* _Aim of the exercise_
Search the records for "screenshot" and copy each line that holds it.

* _Dataset records_
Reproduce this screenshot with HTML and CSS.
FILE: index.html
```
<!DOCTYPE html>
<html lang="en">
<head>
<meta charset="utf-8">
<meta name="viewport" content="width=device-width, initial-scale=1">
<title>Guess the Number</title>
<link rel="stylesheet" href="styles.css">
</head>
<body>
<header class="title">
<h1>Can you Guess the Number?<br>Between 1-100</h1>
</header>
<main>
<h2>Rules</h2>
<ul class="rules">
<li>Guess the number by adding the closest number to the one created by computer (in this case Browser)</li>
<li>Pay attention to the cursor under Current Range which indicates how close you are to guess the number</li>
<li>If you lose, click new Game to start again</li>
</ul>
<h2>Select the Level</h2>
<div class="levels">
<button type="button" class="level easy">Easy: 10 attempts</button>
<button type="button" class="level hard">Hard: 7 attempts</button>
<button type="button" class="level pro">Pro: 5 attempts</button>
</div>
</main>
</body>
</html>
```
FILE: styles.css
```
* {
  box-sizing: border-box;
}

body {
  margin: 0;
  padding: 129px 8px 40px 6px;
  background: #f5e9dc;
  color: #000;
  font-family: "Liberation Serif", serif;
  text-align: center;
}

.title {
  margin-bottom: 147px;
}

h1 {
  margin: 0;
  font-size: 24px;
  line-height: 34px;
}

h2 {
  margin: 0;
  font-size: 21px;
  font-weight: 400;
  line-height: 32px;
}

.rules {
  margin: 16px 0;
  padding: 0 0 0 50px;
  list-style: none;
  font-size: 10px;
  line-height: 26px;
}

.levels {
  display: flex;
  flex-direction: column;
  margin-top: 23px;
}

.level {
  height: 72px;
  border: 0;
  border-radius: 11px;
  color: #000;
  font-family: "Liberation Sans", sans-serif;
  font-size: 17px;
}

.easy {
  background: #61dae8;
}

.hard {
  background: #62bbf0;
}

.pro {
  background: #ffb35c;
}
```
* * *
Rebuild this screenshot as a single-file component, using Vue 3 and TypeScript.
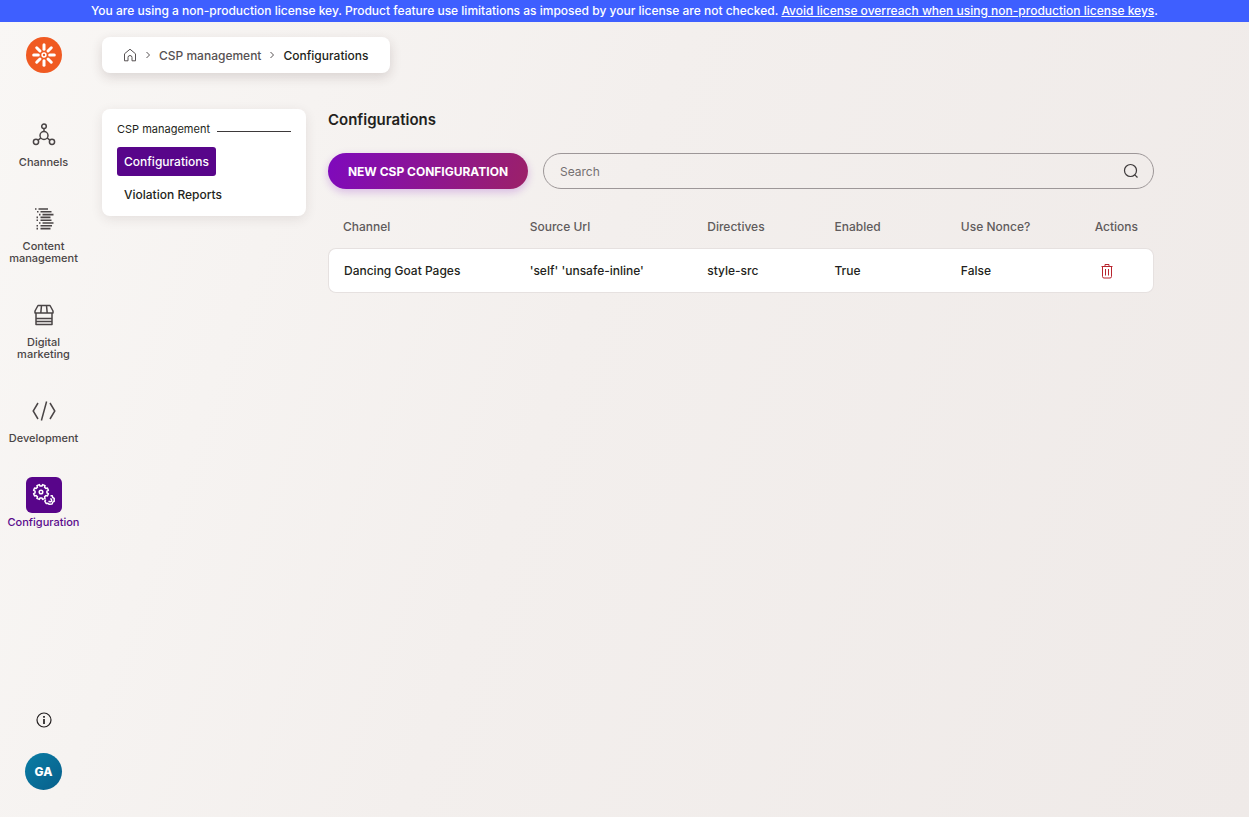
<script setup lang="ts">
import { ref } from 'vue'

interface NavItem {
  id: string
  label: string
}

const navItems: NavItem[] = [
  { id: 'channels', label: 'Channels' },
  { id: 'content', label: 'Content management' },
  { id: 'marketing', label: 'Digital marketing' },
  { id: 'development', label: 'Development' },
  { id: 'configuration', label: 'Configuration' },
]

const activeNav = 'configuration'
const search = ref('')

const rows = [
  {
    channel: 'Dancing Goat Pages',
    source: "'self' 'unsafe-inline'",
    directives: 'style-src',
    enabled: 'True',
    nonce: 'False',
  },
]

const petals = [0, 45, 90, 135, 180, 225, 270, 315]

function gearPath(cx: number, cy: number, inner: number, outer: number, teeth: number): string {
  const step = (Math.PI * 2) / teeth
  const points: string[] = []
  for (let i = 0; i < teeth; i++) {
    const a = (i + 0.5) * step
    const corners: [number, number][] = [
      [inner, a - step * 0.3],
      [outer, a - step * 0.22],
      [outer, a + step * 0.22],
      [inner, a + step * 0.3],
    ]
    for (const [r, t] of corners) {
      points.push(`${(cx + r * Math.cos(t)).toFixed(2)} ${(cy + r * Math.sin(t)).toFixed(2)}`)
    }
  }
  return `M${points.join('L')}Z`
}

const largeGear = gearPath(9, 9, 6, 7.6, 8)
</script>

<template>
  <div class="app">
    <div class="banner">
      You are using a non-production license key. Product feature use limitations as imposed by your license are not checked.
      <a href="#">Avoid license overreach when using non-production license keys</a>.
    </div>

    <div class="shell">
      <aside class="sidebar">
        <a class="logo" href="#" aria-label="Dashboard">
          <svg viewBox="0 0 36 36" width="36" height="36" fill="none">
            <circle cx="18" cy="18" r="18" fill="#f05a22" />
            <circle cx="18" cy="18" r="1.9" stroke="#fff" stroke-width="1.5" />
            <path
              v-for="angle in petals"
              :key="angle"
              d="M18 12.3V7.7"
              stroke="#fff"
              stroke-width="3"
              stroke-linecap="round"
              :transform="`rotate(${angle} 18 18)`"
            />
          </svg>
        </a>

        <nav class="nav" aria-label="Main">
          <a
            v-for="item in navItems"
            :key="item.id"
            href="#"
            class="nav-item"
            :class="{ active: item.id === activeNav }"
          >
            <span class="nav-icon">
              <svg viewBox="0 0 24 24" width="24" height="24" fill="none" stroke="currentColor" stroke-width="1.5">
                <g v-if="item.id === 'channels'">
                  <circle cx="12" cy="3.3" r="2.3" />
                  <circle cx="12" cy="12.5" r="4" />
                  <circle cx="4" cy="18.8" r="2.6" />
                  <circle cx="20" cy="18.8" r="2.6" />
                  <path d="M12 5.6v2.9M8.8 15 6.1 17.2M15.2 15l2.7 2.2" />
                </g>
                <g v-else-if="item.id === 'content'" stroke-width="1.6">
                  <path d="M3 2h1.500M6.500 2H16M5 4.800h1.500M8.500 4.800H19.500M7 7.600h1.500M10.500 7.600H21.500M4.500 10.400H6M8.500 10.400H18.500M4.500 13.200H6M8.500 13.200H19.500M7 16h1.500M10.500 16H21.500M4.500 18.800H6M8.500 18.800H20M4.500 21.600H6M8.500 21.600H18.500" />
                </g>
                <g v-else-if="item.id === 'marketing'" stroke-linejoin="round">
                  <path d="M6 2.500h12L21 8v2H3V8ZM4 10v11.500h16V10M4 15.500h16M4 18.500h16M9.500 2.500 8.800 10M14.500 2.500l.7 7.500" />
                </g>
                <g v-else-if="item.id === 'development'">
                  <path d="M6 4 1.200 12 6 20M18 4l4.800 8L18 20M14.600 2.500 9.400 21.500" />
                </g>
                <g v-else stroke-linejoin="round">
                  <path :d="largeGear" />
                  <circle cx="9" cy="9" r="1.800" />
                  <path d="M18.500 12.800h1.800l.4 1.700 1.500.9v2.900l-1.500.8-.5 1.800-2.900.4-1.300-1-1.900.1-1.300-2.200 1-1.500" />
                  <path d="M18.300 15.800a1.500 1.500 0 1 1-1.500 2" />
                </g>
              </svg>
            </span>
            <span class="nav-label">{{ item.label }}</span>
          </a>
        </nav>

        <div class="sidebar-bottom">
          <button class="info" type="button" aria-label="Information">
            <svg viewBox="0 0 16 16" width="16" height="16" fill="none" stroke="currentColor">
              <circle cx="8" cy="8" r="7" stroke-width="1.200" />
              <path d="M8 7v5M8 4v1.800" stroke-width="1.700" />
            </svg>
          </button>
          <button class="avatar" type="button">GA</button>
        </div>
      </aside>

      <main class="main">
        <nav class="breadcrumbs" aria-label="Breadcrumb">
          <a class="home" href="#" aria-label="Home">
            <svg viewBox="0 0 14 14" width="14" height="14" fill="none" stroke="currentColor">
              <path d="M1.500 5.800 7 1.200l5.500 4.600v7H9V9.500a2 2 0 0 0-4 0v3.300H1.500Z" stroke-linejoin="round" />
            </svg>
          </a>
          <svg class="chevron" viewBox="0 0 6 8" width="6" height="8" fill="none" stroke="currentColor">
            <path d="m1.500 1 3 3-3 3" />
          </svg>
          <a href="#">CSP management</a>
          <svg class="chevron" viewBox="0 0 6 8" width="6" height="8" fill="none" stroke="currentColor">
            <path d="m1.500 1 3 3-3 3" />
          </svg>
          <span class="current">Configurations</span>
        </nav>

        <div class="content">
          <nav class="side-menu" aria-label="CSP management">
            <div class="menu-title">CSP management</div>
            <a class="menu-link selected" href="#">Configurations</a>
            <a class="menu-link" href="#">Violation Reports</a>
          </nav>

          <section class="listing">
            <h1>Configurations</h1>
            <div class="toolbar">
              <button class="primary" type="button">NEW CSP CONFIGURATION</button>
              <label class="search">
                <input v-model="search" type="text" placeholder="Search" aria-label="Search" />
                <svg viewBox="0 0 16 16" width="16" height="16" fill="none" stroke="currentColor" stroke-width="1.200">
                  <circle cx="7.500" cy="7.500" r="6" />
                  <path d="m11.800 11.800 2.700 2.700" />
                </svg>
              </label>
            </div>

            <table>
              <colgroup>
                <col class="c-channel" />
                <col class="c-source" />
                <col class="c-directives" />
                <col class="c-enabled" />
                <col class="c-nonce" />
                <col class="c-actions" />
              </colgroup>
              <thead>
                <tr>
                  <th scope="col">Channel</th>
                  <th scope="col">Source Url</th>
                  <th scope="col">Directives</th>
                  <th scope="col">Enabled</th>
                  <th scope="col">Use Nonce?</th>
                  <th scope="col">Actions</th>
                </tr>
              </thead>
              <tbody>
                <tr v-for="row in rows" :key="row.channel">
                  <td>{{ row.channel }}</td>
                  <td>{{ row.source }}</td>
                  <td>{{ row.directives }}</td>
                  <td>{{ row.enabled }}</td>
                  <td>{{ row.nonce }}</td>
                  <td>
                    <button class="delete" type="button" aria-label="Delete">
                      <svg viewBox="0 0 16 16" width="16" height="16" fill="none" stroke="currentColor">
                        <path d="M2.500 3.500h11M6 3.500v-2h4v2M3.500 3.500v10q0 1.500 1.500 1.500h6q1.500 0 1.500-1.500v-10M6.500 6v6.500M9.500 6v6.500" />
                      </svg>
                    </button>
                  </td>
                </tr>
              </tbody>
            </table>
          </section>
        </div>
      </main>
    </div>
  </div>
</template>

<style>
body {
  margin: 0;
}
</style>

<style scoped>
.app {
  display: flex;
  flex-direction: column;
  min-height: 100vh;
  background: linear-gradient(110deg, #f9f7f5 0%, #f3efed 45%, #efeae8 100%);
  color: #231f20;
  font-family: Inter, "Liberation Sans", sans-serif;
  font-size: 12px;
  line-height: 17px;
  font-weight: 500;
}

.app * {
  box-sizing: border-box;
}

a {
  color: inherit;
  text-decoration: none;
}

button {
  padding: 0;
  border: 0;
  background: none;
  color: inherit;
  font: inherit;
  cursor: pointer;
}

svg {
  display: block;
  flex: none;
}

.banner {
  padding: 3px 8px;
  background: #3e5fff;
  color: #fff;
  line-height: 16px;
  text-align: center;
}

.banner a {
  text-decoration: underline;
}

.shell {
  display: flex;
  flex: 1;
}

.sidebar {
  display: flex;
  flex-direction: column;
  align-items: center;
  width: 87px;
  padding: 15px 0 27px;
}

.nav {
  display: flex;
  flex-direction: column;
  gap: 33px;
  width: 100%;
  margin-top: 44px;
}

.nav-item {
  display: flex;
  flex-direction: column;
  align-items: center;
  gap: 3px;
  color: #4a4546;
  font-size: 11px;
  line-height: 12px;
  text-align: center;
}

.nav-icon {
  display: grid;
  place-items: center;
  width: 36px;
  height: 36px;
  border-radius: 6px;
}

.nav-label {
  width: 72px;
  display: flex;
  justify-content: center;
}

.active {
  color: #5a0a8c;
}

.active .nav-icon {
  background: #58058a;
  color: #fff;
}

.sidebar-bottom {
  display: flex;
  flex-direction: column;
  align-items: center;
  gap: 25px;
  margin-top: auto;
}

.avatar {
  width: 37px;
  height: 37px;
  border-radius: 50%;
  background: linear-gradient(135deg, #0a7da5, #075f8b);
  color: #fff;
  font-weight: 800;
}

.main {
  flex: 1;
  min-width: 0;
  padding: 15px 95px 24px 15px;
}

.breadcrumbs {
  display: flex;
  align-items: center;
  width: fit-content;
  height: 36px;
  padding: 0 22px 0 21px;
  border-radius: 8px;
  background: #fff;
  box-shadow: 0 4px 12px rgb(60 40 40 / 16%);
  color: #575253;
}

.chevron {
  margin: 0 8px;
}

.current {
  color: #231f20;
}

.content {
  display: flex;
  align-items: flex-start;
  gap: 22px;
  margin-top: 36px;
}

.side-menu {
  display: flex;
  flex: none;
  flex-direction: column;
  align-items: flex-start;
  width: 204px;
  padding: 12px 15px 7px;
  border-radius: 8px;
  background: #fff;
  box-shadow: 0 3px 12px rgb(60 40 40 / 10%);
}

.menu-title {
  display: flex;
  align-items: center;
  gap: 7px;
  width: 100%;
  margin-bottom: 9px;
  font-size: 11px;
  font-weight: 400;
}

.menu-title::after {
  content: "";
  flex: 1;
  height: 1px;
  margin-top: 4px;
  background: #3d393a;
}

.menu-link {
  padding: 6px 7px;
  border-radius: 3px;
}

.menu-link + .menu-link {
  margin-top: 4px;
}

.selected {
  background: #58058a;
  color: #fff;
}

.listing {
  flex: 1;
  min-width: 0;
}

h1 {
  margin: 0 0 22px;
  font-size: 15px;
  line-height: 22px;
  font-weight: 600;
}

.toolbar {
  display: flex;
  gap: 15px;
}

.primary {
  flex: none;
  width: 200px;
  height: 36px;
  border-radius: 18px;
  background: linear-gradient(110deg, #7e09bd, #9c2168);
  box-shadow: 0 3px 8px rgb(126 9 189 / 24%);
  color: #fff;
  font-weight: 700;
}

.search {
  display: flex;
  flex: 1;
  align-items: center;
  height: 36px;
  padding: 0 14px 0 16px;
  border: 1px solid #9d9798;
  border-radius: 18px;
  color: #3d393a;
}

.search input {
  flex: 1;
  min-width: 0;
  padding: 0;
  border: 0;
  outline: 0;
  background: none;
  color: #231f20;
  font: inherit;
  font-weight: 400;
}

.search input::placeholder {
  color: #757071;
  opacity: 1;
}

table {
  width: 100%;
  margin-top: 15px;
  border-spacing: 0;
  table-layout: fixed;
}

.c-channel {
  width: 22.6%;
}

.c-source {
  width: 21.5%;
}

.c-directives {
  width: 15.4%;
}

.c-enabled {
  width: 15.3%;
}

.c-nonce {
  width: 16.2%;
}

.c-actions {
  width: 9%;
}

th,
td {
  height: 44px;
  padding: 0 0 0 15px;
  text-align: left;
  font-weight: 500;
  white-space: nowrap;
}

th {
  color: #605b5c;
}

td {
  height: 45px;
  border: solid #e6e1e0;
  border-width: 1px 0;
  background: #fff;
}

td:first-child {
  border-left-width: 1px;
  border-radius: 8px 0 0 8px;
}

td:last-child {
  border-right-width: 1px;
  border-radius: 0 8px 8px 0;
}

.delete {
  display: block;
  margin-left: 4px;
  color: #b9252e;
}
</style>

* _Solution to this task_
Reproduce this screenshot with HTML and CSS.
Rebuild this screenshot as a single-file component, using Vue 3 and TypeScript.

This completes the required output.